Without including the pictures, copy out every line below.

## Data provided:
** Begin **
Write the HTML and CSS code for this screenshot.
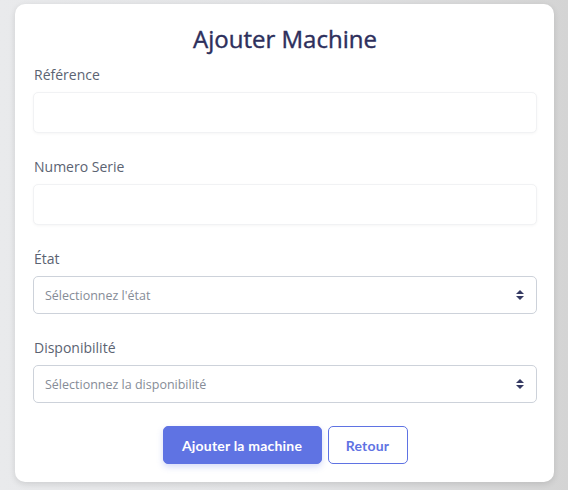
FILE: index.html
```html
<!DOCTYPE html>
<html lang="fr">
<head>
<meta charset="utf-8">
<title>Ajouter Machine</title>
<link rel="stylesheet" href="styles.css">
</head>
<body>
<div class="card">
  <h1 class="title">Ajouter Machine</h1>
  <form class="form">
    <div class="field">
      <label class="label">Référence</label>
      <div class="input"></div>
    </div>
    <div class="field">
      <label class="label">Numero Serie</label>
      <div class="input"></div>
    </div>
    <div class="field">
      <label class="label">État</label>
      <div class="select">
        <span class="placeholder">Sélectionnez l'état</span>
        <svg class="arrow" width="8" height="10" viewBox="0 0 4 5"><path d="M2 0L0 2h4zm0 5L0 3h4z" fill="#363a63"/></svg>
      </div>
    </div>
    <div class="field">
      <label class="label">Disponibilité</label>
      <div class="select">
        <span class="placeholder">Sélectionnez la disponibilité</span>
        <svg class="arrow" width="8" height="10" viewBox="0 0 4 5"><path d="M2 0L0 2h4zm0 5L0 3h4z" fill="#363a63"/></svg>
      </div>
    </div>
    <div class="actions">
      <button type="button" class="btn btn-primary">Ajouter la machine</button>
      <button type="button" class="btn btn-outline">Retour</button>
    </div>
  </form>
</div>
</body>
</html>
```
FILE: styles.css
```css
html, body {
  margin: 0;
  height: 100%;
}
body {
  background: linear-gradient(to right, #e9eaec 0%, #e3e4e6 50%, #d4d4d4 100%);
  padding: 4px 14px 0 15px;
  box-sizing: border-box;
  font-family: "Open Sans", "Liberation Sans", sans-serif;
}
.card {
  width: 539px;
  box-sizing: border-box;
  background: #fff;
  border-radius: 10px;
  box-shadow: 0 2px 6px rgba(0, 0, 0, 0.12);
  padding: 20px 17px 18px 18px;
}
.title {
  margin: 0;
  text-align: center;
  font-size: 24px;
  font-weight: 400;
  -webkit-text-stroke: 0.4px #2d2f5c;
  line-height: 29px;
  color: #2d2f5c;
}
.form {
  display: flex;
  flex-direction: column;
  margin-top: 11px;
}
.field {
  display: flex;
  flex-direction: column;
  gap: 7px;
  margin-bottom: 23px;
}
.label {
  font-size: 14px;
  line-height: 21px;
  color: #5b6372;
  padding-left: 1px;
}
.input {
  height: 41px;
  box-sizing: border-box;
  border: 1px solid #f1f2f4;
  border-radius: 5px;
  box-shadow: 0 1px 3px rgba(0, 0, 0, 0.04);
  background: #fff;
}
.select {
  height: 38px;
  box-sizing: border-box;
  border: 1px solid #cdd2da;
  border-radius: 5px;
  display: flex;
  align-items: center;
  justify-content: space-between;
  padding: 0 12px 0 11px;
  background: #fff;
}
.placeholder {
  font-size: 12.5px;
  color: #868c97;
}
.arrow {
  display: block;
}
.actions {
  display: flex;
  justify-content: center;
  gap: 6px;
  margin-top: 0;
}
.btn {
  height: 38px;
  box-sizing: border-box;
  border-radius: 5px;
  font-family: Lato, "Open Sans", sans-serif;
  font-weight: 700;
  font-size: 14px;
  letter-spacing: 0.2px;
  cursor: pointer;
}
.btn-primary {
  width: 159px;
  background: #5f73e3;
  border: 1px solid #5f73e3;
  color: #fff;
  box-shadow: 0 3px 6px rgba(95, 115, 227, 0.25);
}
.btn-outline {
  width: 80px;
  background: #fff;
  border: 1px solid #5f73e3;
  color: #5f73e3;
}
```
** End **
## Answer to the problem:
Write the HTML and CSS code for this screenshot.
FILE: index.html
```html
<!DOCTYPE html>
<html lang="fr">
<head>
<meta charset="utf-8">
<title>Ajouter Machine</title>
<link rel="stylesheet" href="styles.css">
</head>
<body>
<div class="card">
  <h1 class="title">Ajouter Machine</h1>
  <form class="form">
    <div class="field">
      <label class="label">Référence</label>
      <div class="input"></div>
    </div>
    <div class="field">
      <label class="label">Numero Serie</label>
      <div class="input"></div>
    </div>
    <div class="field">
      <label class="label">État</label>
      <div class="select">
        <span class="placeholder">Sélectionnez l'état</span>
        <svg class="arrow" width="8" height="10" viewBox="0 0 4 5"><path d="M2 0L0 2h4zm0 5L0 3h4z" fill="#363a63"/></svg>
      </div>
    </div>
    <div class="field">
      <label class="label">Disponibilité</label>
      <div class="select">
        <span class="placeholder">Sélectionnez la disponibilité</span>
        <svg class="arrow" width="8" height="10" viewBox="0 0 4 5"><path d="M2 0L0 2h4zm0 5L0 3h4z" fill="#363a63"/></svg>
      </div>
    </div>
    <div class="actions">
      <button type="button" class="btn btn-primary">Ajouter la machine</button>
      <button type="button" class="btn btn-outline">Retour</button>
    </div>
  </form>
</div>
</body>
</html>
```
FILE: styles.css
```css
html, body {
  margin: 0;
  height: 100%;
}
body {
  background: linear-gradient(to right, #e9eaec 0%, #e3e4e6 50%, #d4d4d4 100%);
  padding: 4px 14px 0 15px;
  box-sizing: border-box;
  font-family: "Open Sans", "Liberation Sans", sans-serif;
}
.card {
  width: 539px;
  box-sizing: border-box;
  background: #fff;
  border-radius: 10px;
  box-shadow: 0 2px 6px rgba(0, 0, 0, 0.12);
  padding: 20px 17px 18px 18px;
}
.title {
  margin: 0;
  text-align: center;
  font-size: 24px;
  font-weight: 400;
  -webkit-text-stroke: 0.4px #2d2f5c;
  line-height: 29px;
  color: #2d2f5c;
}
.form {
  display: flex;
  flex-direction: column;
  margin-top: 11px;
}
.field {
  display: flex;
  flex-direction: column;
  gap: 7px;
  margin-bottom: 23px;
}
.label {
  font-size: 14px;
  line-height: 21px;
  color: #5b6372;
  padding-left: 1px;
}
.input {
  height: 41px;
  box-sizing: border-box;
  border: 1px solid #f1f2f4;
  border-radius: 5px;
  box-shadow: 0 1px 3px rgba(0, 0, 0, 0.04);
  background: #fff;
}
.select {
  height: 38px;
  box-sizing: border-box;
  border: 1px solid #cdd2da;
  border-radius: 5px;
  display: flex;
  align-items: center;
  justify-content: space-between;
  padding: 0 12px 0 11px;
  background: #fff;
}
.placeholder {
  font-size: 12.5px;
  color: #868c97;
}
.arrow {
  display: block;
}
.actions {
  display: flex;
  justify-content: center;
  gap: 6px;
  margin-top: 0;
}
.btn {
  height: 38px;
  box-sizing: border-box;
  border-radius: 5px;
  font-family: Lato, "Open Sans", sans-serif;
  font-weight: 700;
  font-size: 14px;
  letter-spacing: 0.2px;
  cursor: pointer;
}
.btn-primary {
  width: 159px;
  background: #5f73e3;
  border: 1px solid #5f73e3;
  color: #fff;
  box-shadow: 0 3px 6px rgba(95, 115, 227, 0.25);
}
.btn-outline {
  width: 80px;
  background: #fff;
  border: 1px solid #5f73e3;
  color: #5f73e3;
}
```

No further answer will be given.